There were some concerns expressed by several ag related groups and supporters after the Senate Agriculture Committee narrowly passed a budget reconciliation package. That package contains around three billion dollars in cuts to ag programs, part of an overall goal of cutting almost $35 billion dollars from the fiscal year 2006 federal budget. The most contentious debate centered on the Milk Income Loss Contract program. The program designed to help milk producers in times of low price markets was allowed to expire earlier this month. However, Senate Ag Chair Saxby Chambliss of Georgia managed to convince enough Committee members to extend the M.I.L.C. program for another two years at the tune of $1 billion dollars. That was opposed by Idaho Senator Mike Crapo, who introduced an amendment designed to kill the M.I.L.C. program. The reasons he cited for his amendment were his beliefs that the M.I.L.C. program was price distorting and encouraged over production, that the measure should be debated later say when considering the proposed 2007 Farm Bill and most important to Crapo &
CRAPO: The fact that the reauthorization comes at the expense of commodity, conservation, and research in the agriculture programs is I think a very strong reason we should support this amendment.

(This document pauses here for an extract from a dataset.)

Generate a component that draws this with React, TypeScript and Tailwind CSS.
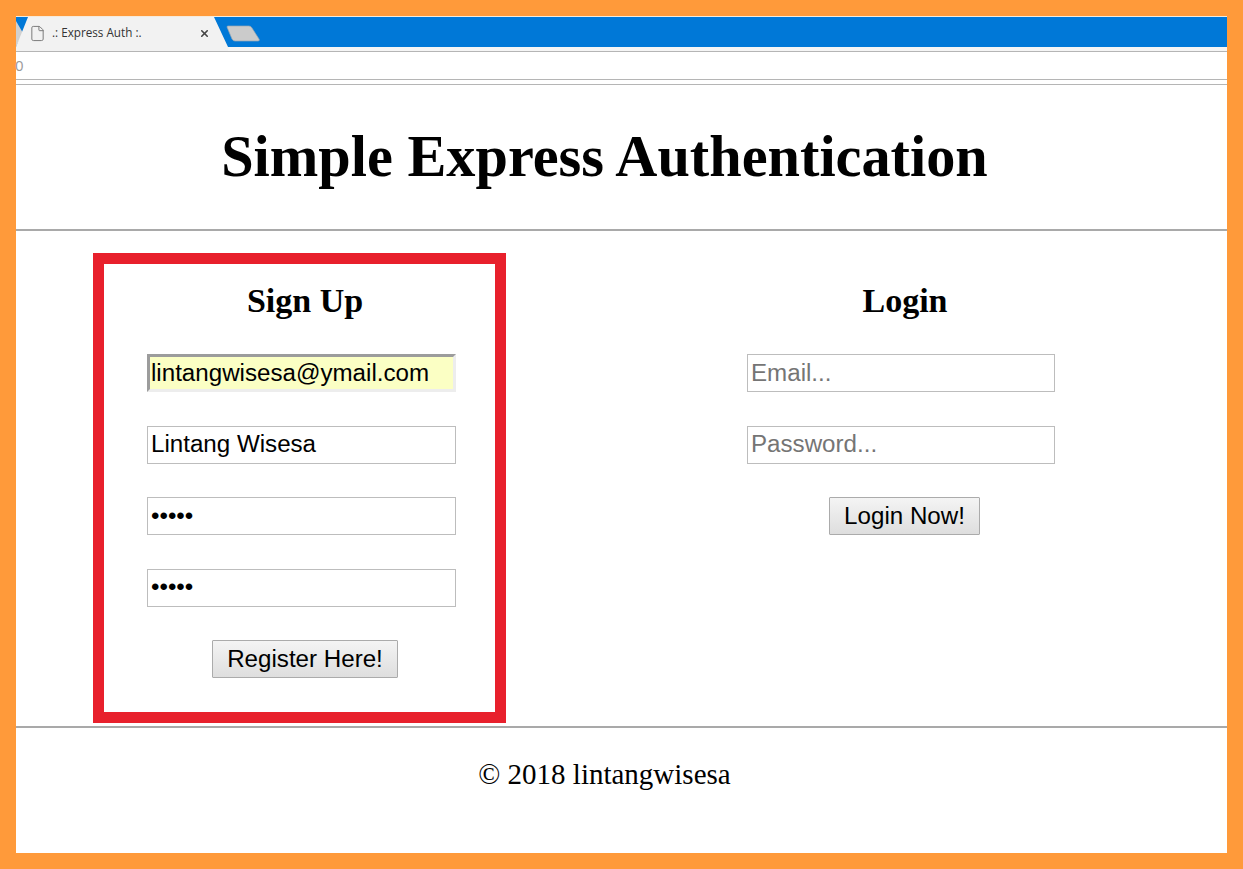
import { File, X } from "lucide-react";

const inputClass =
  "block w-[309px] h-[38px] px-[3px] pb-[1px] border border-[#bdbdbd] text-[24.15px] text-black placeholder:text-[#757575] outline-none font-['Liberation_Sans',sans-serif]";

const buttonClass =
  "h-[38px] border border-[#ababab] rounded-[1px] bg-gradient-to-b from-[#f4f4f4] to-[#dedede] text-[24.15px] text-black font-['Liberation_Sans',sans-serif]";

function BrowserBar() {
  return (
    <div className="shrink-0">
      {/* Tab strip */}
      <div className="relative h-[36px] bg-[#f5f5f5] border-t border-[#f7ead9] border-b-[#b5b5b5] border-b overflow-hidden">
        <div className="h-[30px] bg-[#0078d7]"></div>
        <svg className="absolute left-0 top-0" width="260" height="35" viewBox="0 0 260 35">
          <path d="M0 0 L12 0 L7 16 L0 4 Z" fill="#0078d7" />
          <path d="M0 4 L7 16 L0 30 Z" fill="#d0d0d0" />
          <path d="M0 34 L0 30 L12 0 L198 0 L212 30 L212 34 Z" fill="#f2f2f2" />
          <path d="M212 9 L233 9 Q235 9 236 11 L243 22 Q244 24 242 24 L219 24 Q217 24 216 22 L211 10 Q211 9 212 9 Z" fill="#cbcbcb" stroke="#9aa7b2" strokeWidth="0.7" />
        </svg>
        <div className="absolute left-[16px] top-[7px] flex items-center h-[18px] w-[179px]">
          <File className="w-[17px] h-[19px] text-[#7a7a7a] shrink-0 ml-[-3px]" strokeWidth={1.4} />
          <span className="ml-[6px] text-[11.7px] text-[#333] font-['Open_Sans',sans-serif]">.: Express Auth :.</span>
          <X className="ml-auto mr-[1px] w-[11px] h-[11px] text-[#444]" strokeWidth={3.5} />
        </div>
      </div>
      {/* Address bar */}
      <div className="h-[28px] bg-white border-b border-[#b5b5b5] flex items-center">
        <span className="text-[15px] text-[#999] font-['Open_Sans',sans-serif] ml-[-1px]">0</span>
      </div>
      <div className="h-[5px] bg-white border-b border-[#b5b5b5]"></div>
    </div>
  );
}

export default function App() {
  return (
    <div className="w-[1243px] h-[869px] bg-[#ff9a3a] p-4 overflow-hidden">
      <div className="h-full bg-white flex flex-col font-['Liberation_Serif',serif] text-black">
        <BrowserBar />

        {/* Title */}
        <h1 className="h-[146px] shrink-0 flex items-center justify-center text-center text-[58.3px] font-bold leading-none border-b-2 border-[#a9a9a9] pr-[34px]">
          Simple Express Authentication
        </h1>

        {/* Forms */}
        <div className="flex h-[497px] shrink-0 border-b-2 border-[#a9a9a9] pt-[22px] pl-[77px]">
          <div className="w-[413px] h-[470px] border-[11px] border-[#e8202c] pl-[43px] pt-[11px]">
            <div className="w-[316px] flex flex-col">
              <h2 className="text-[34px] font-bold leading-[52px] text-center">Sign Up</h2>
              <input
                readOnly
                value="lintangwisesa@ymail.com"
                className={`${inputClass} mt-[27px] border-[3px] border-t-[#9c9c9c] border-l-[#9c9c9c] border-r-[#ededed] border-b-[#ededed] bg-[#fbffc4] pl-[1px]`}
              />
              <input readOnly value="Lintang Wisesa" className={`${inputClass} mt-[33.5px] bg-white`} />
              <input readOnly type="password" value="abcde" className={`${inputClass} mt-[33.5px] bg-white`} />
              <input readOnly type="password" value="abcde" className={`${inputClass} mt-[33.5px] bg-white`} />
              <button className={`${buttonClass} w-[186px] self-center mt-[33px]`}>Register Here!</button>
            </div>
          </div>

          <div className="ml-[241px] w-[316px] pt-[22px] flex flex-col">
            <h2 className="text-[34px] font-bold leading-[52px] text-center">Login</h2>
            <input placeholder="Email..." className={`${inputClass} mt-[27px] !w-[308px] bg-white`} />
            <input placeholder="Password..." className={`${inputClass} mt-[33.5px] !w-[308px] bg-white`} />
            <button className={`${buttonClass} w-[151px] self-start ml-[82px] mt-[33.5px]`}>Login Now!</button>
          </div>
        </div>

        {/* Footer */}
        <footer className="text-center text-[29px] leading-[34px] pt-[29px] pr-[34px]">© 2018 lintangwisesa</footer>
      </div>
    </div>
  );
}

Under the Chambliss measure, $1.1 billion dollars would be cut from commodity programs, and another $1.3 billion would be cut from conservation programs. Examples include a 2.5 per cent cut over the next five years in all farm payment programs, limits to the acreage cap for the Conservation Reserve Program, limits to expenditures for both the E.Q.I.P. and C.S.P. programs, and the institution of a forfeiture penalty for non-recourse sugar loans. The federal Food Stamp program was also under consideration for cuts, about $574 million dollars worth, until Chambliss pulled that proposal off the table under threats his overall reconciliation measure would not pass the Senate Ag Committee. So what has been the reaction? First, many farm groups say while the cuts may be needed, where has been a contentious point of debate, almost a not in my backyard mind set. Second, the proposed cuts are not helping producers who are currently stuck with high fuel and fertilizer costs, and no way to recover those increasing inputs. And a third point offered by National Farmers Union member Robert Carlson is with the critical World Trade Organization negotiations on ag trade reform going on, this is not the time to cut farm payment programs.
CARLSON: We ought to be putting them as high as we can so we can have leverage in those talks to reduce some of the export subsidies that some other country's notably the Europeans are using.